Would be advisable to replace the fuel pump as well. They are not that expensive and its good insurance.

You may not need a new fuel hardline if its not that bad. you may be able to simply flush it and replace the rubber sections and be good to go. All depends on your particular situation but the point is to put eyes on everything to make sure.

I replaced all the steel and rubber fuel lines on my '68 after it had been parked for about 10 years. It was fairly cheap in terms of parts (maybe $115 plus tax/shipping) and it took about an hour of work with the left front wheel removed and the car up on jackstands. It felt worthwhile to me.

That’s what the carb looked like originally. It was nasty, especially the back bowl. It looked like salt and pepper in there. The current gas is about the color or apple juice. I even cranked the engine over a few times and checked the gas coming out. Thinking back now, I should have pulled the filter off to see what all would have actually come out

I was thinking a new pump would be a good idea, too.

That’s not too bad. I’ll get eyes on the line and see how bad it looks.

I emptied the glove box yesterday and found the cam info, along with registration and insurance cards from the mid 80’s through the early 90’s.


The new fuel tank and pump are ordered. I am getting the Summit brand tank, and a Carter fuel pump. I also got a couple different distributor seals to see which one fits. If it comes soon enough, I’ll toss them in next weekend.


Story time: My fiance is a personal care attendant for a 36 year old man with down syndrome. She’s been friends with the family for years, so he comes over to our place fairly often to do arts and crafts, gardening, and general time out of the house. On Monday when he came over, the cougar was outside. He saw it, and let out a big “OOOOOOHHH, COOL BLUE CAR!!” When it was time to leave, Ashelyn hopped in her Mariner, but her client pointed to it and said, “Car broken. We take that one,” and pointed to the cougar. She about died laughing. He did the same thing on Tuesday, but now he understands it doesn’t currently run. Today’s plan, since I’m off of work, is to push it out of the garage and let him sit in it and look at everything. Then, I’ll be on mouse nest duty. That cable-operated driver’s vent has a ton of crap in it. Once I figure out where to dispose of gas and how they want it, I’ll take care of that.

The new tank and pump are here. I had a buddy rock the steering wheel back and forth for me while I held each tie rod and ball joint. All were good except for the main drag link end. It was very sloppy, so I ordered a ‘new’ one from WCCC. That should be here next week.

I’ll be doing the tank, pump, and soft lines on Saturday. Any tips or tricks for any of this? I’ve never done a mechanical fuel pump before.

Put a little break in grease on the pump’s arm where it rubs on the eccentic. Just for start up. And a little sealer on the pump gaskets. Cam specs tell it to be a mild but healthy cam. Just right for a mild C-4 set up.

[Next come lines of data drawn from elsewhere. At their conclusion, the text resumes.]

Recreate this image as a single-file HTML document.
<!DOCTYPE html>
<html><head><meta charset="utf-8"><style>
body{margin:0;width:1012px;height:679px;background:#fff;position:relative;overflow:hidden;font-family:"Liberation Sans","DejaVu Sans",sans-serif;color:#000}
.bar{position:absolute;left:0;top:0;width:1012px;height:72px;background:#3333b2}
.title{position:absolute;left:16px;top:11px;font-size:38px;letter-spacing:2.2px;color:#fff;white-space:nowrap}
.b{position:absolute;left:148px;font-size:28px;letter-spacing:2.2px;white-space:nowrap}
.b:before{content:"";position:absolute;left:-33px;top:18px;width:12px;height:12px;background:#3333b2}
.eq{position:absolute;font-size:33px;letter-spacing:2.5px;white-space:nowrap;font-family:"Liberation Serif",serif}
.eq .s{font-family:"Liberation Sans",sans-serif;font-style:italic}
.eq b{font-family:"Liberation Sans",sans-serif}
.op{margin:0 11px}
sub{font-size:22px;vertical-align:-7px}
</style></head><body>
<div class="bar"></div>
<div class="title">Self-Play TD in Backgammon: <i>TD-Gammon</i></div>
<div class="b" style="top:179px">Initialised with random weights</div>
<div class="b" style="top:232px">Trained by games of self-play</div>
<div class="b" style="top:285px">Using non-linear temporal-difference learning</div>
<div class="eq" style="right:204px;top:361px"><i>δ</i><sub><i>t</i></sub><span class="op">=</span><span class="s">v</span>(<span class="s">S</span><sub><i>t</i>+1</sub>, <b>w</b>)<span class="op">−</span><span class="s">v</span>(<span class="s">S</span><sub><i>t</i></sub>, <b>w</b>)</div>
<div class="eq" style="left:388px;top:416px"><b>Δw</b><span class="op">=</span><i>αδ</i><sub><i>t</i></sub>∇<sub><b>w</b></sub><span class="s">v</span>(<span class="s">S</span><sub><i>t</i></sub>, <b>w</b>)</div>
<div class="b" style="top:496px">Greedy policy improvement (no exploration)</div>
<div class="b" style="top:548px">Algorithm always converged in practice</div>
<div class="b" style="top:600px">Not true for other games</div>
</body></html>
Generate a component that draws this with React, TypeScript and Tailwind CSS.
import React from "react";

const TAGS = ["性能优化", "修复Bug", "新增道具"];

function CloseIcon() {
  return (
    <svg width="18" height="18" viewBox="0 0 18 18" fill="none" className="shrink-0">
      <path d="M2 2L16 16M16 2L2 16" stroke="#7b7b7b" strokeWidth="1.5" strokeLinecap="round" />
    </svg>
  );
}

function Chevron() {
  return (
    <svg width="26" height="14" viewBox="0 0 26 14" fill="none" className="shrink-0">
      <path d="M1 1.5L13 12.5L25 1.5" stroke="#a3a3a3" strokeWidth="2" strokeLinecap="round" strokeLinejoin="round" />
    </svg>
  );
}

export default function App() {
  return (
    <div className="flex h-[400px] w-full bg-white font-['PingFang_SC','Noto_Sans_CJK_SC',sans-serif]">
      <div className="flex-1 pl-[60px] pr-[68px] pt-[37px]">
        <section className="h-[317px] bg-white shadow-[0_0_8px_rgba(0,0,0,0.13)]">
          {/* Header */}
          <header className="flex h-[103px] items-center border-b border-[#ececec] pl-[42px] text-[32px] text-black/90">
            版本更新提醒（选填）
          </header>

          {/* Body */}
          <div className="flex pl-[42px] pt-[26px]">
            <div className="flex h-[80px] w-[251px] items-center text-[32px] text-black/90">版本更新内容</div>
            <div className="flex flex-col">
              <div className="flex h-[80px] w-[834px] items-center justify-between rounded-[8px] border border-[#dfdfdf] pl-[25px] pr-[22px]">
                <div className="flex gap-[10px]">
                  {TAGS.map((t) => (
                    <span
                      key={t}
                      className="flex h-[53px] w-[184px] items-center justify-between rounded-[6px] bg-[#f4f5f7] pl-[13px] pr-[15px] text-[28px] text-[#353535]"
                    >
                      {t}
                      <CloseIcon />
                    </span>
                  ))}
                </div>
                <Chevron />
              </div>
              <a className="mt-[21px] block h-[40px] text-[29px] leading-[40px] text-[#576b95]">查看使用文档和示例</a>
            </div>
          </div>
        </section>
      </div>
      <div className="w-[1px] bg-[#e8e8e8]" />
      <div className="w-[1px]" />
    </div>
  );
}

Ok, thank you. I will try to find that grease in town and get some RTV, if that is what you mean by sealer.

I would recommend to rotate the crank/cam so that the fuel pump eccentric puts no pressure on the fuel pump lever during pump install. :slight_smile:

They make gasket sealers that work better than RTV for holding gaskets in place and sealing them. You’ll also need some 3m strip caulk to seal the gas tank to the trunk floor - stays flexible and keeps water and dust from the road out of your trunk. You can also use it like the factory did on body nuts to seal them.

Be sure to use the correct special style o ring for the fuel sending unit. Also coat it in vasoline when you go to install it. If it is not coated it will likely move when you drive the retaining ring into place and that most likely will give you a gas leak.